M.S. or Ph.D?

Student in the lab

The Food Science Graduate Group confers both masters (M.S.) and doctoral degrees in Food Science. These degrees will provide the student with distinct educational experiences, and prepare him or her for different career objectives. Applications to the M.S. and Ph.D. programs are handled separately by the Ph. D. admissions committee. Based on the number and quality of applicants, admission to the Ph.D. program is generally more competitive than admission to the M.S. program.

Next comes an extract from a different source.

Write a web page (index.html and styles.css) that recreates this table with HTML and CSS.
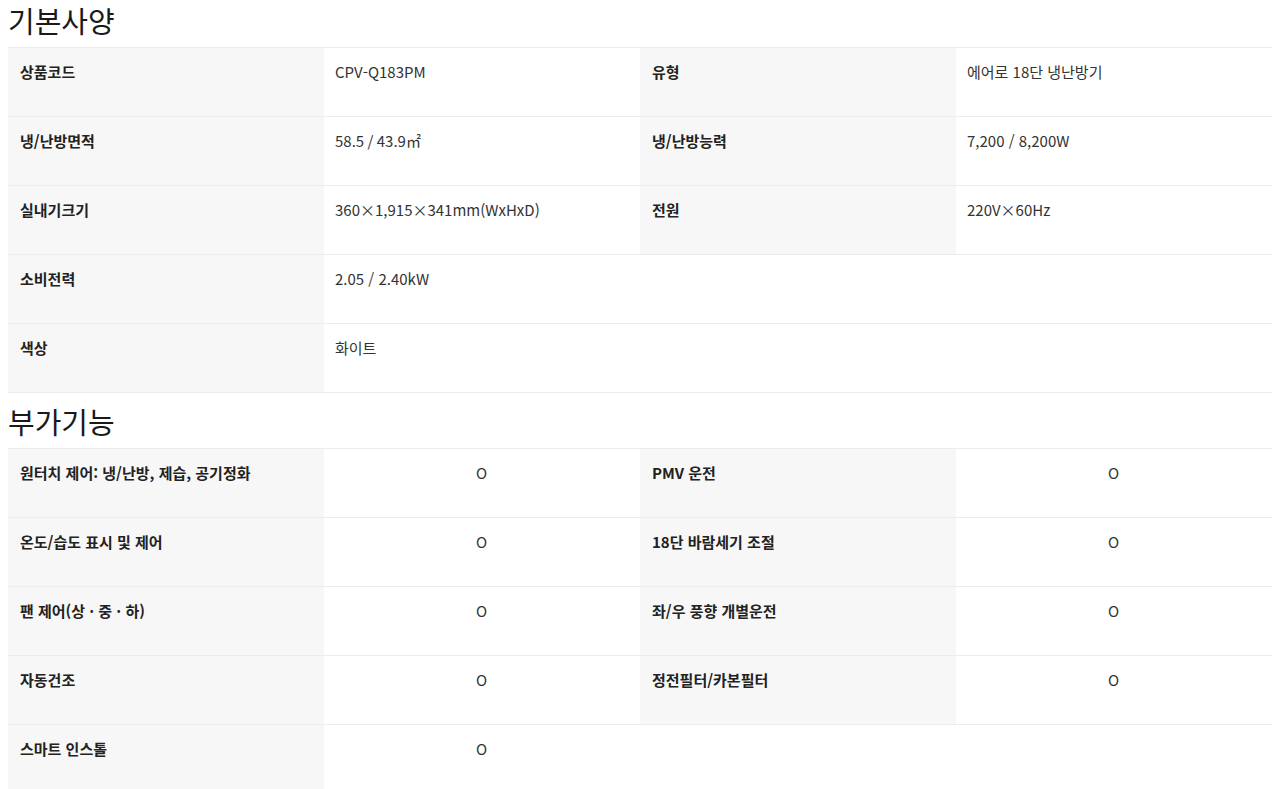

 In general, an M.S. degree would be the best choice if:

  • a shorter time-to-degree is desired (typically 2 years) 
  • you want a graduate educational experience with a roughly even mix of coursework and research 
  • your career objective is to work in industry, at jobs closer to the applications or business side (e.g. product development, technical support) 
  • you are interested in tackling a broader array of research problems, with shorter timelines to completion 
  • you want a graduate degree to supplement other educational experiences 
  • you want to learn more about research before deciding on a Ph.D. objective

In general, a Ph.D. degree would be the best choice if:

  • you want a graduate educational experience with a majority research component 
  • your career objective is to work on industrial research 
  • your career objective is to teach at a college or university 
  • you are interested in indepth research, and problems with a longer timeline 

The decision about which degree program to apply to is not a final one. Once admitted to the Food Science Graduate Group for an M.S. or Ph.D. degree, it is possible to change one's degree objective. That requires a new application to the admissions committee. Applications from continuing students who were admitted to the M.S. program who desire to change to a Ph.D. objective will be evaluated in light of the current pool of new applicants to the Ph.D. program.